__GOAL__:
In the following material, identify every line holding the string "this" and return it.

__RECORDS SUPPLIED__:
────────────────────────────────────────
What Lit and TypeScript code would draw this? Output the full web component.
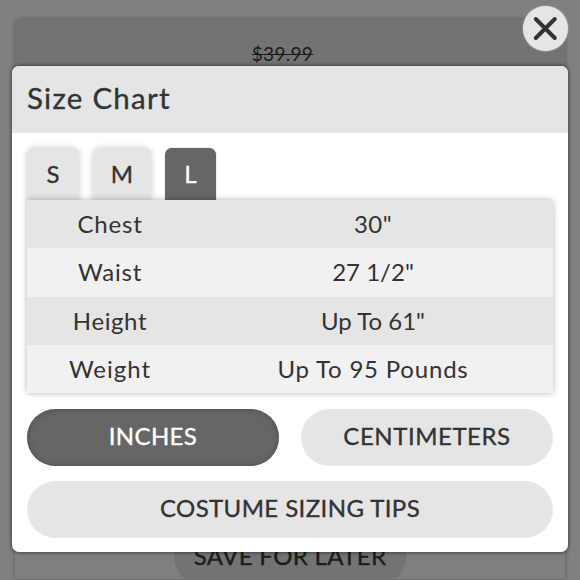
────────────────────────────────────────
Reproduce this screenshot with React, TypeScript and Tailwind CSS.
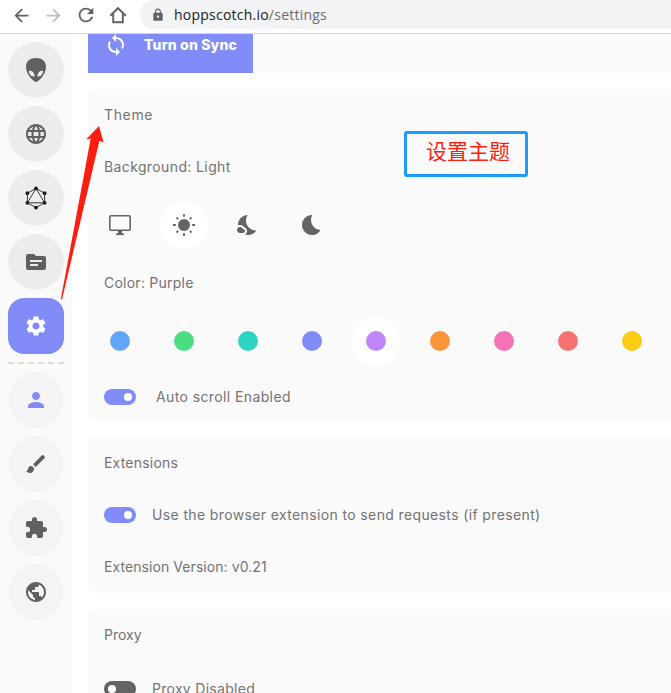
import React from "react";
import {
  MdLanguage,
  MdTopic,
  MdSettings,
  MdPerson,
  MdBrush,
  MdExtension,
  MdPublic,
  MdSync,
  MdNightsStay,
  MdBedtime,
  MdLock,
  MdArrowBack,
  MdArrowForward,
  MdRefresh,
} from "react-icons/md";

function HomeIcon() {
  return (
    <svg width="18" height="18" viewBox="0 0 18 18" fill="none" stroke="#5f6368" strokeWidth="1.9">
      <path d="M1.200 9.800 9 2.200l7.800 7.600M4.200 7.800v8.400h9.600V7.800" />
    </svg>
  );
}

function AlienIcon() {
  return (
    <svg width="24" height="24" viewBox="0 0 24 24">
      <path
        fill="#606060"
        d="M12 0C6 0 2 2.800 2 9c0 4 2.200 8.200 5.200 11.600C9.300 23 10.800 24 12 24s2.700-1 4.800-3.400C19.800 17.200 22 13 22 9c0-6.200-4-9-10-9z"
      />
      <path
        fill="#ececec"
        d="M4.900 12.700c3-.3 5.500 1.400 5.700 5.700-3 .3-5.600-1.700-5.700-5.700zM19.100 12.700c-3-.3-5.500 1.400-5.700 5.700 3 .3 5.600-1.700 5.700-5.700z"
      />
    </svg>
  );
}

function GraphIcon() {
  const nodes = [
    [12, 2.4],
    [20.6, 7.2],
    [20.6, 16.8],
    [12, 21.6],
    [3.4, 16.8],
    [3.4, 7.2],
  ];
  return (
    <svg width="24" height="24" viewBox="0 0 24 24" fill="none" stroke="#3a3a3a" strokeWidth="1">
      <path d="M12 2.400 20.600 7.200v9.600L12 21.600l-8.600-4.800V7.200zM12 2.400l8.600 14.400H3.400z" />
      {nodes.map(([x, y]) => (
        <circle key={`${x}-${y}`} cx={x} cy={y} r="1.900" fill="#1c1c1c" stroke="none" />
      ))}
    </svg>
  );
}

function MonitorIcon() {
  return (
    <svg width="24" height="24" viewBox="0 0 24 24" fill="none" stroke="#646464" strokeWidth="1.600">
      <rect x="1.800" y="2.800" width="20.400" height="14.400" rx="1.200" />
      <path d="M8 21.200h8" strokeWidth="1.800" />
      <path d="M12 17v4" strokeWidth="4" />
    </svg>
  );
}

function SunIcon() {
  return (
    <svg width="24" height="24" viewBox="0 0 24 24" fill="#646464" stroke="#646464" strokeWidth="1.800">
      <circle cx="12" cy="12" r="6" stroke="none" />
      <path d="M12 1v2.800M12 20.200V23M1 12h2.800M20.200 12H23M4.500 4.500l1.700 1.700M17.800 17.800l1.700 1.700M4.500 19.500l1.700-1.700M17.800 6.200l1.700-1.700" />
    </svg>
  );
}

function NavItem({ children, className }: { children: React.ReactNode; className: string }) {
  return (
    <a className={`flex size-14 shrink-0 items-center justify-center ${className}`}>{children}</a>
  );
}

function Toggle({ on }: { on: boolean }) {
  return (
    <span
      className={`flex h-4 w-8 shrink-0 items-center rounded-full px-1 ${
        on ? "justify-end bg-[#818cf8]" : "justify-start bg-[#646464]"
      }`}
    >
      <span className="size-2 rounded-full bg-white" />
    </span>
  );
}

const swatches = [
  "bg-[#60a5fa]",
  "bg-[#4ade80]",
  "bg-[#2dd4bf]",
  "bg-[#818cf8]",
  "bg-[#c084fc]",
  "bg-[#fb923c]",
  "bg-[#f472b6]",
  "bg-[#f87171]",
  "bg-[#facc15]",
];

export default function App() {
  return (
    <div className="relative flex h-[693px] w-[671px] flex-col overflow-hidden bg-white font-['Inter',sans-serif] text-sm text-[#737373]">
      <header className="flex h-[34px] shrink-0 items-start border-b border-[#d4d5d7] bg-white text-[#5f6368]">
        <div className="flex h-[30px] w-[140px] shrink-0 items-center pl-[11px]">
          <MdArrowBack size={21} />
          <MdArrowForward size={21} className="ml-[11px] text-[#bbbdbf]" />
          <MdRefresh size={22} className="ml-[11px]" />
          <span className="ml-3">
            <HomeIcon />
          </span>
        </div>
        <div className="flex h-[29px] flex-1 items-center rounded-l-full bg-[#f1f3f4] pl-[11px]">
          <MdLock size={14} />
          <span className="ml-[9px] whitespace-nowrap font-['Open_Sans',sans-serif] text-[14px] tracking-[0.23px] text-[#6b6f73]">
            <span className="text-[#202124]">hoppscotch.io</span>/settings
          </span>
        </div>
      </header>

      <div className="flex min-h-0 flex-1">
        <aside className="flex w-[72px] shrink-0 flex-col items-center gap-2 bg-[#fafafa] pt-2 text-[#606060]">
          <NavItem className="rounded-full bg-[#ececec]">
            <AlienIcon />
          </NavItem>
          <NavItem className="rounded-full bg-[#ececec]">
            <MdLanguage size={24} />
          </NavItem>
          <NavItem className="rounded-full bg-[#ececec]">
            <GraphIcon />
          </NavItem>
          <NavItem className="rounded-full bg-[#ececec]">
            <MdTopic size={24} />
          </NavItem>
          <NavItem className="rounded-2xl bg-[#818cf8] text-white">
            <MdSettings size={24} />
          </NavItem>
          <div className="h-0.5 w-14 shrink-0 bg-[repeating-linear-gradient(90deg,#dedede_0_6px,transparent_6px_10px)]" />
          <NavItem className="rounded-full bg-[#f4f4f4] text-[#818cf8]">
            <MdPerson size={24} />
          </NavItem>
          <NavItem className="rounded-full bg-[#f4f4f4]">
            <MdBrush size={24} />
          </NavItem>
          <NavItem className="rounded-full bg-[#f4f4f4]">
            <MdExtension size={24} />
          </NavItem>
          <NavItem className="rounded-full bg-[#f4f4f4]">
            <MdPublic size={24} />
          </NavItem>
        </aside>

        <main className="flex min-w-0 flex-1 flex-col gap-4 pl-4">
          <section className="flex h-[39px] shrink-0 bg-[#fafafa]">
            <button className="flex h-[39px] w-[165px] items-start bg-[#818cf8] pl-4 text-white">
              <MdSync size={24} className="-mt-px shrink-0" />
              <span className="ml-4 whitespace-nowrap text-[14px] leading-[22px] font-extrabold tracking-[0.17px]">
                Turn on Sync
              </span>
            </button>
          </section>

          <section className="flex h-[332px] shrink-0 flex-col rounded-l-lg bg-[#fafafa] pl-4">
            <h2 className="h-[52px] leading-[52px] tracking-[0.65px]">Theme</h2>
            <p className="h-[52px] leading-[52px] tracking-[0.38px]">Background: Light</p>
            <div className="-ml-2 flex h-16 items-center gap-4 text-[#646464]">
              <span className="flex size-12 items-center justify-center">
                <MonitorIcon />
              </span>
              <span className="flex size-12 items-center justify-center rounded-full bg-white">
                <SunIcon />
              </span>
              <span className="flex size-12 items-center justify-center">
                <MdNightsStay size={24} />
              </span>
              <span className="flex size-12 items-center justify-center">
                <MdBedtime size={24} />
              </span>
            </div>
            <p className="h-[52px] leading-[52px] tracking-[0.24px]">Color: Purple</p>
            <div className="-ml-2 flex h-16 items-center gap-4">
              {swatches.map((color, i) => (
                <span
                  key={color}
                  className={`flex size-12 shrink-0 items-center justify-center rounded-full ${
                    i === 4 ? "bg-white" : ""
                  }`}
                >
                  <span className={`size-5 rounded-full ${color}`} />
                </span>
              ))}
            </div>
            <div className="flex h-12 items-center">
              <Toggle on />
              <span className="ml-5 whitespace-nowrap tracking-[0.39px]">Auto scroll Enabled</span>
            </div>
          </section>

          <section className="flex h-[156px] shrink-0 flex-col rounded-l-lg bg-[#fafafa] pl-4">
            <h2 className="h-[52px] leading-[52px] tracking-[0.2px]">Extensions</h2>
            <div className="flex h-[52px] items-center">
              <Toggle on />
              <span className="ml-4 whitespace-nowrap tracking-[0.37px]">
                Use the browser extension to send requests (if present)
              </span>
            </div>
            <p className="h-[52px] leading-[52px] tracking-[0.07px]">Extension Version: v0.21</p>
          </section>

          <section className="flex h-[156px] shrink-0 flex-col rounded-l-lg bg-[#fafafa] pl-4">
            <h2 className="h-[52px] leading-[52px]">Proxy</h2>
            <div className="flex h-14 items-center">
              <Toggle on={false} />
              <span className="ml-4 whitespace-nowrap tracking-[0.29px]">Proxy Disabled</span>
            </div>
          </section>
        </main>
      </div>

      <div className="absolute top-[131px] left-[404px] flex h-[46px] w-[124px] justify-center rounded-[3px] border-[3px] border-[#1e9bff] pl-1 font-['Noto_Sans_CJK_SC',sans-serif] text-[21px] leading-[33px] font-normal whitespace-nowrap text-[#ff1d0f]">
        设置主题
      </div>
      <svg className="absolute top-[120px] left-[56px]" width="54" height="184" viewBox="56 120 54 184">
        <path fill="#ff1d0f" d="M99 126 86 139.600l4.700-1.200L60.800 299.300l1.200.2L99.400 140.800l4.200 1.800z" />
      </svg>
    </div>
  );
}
────────────────────────────────────────
__REPLY TO THE EXERCISE__:
What Lit and TypeScript code would draw this? Output the full web component.
Reproduce this screenshot with React, TypeScript and Tailwind CSS.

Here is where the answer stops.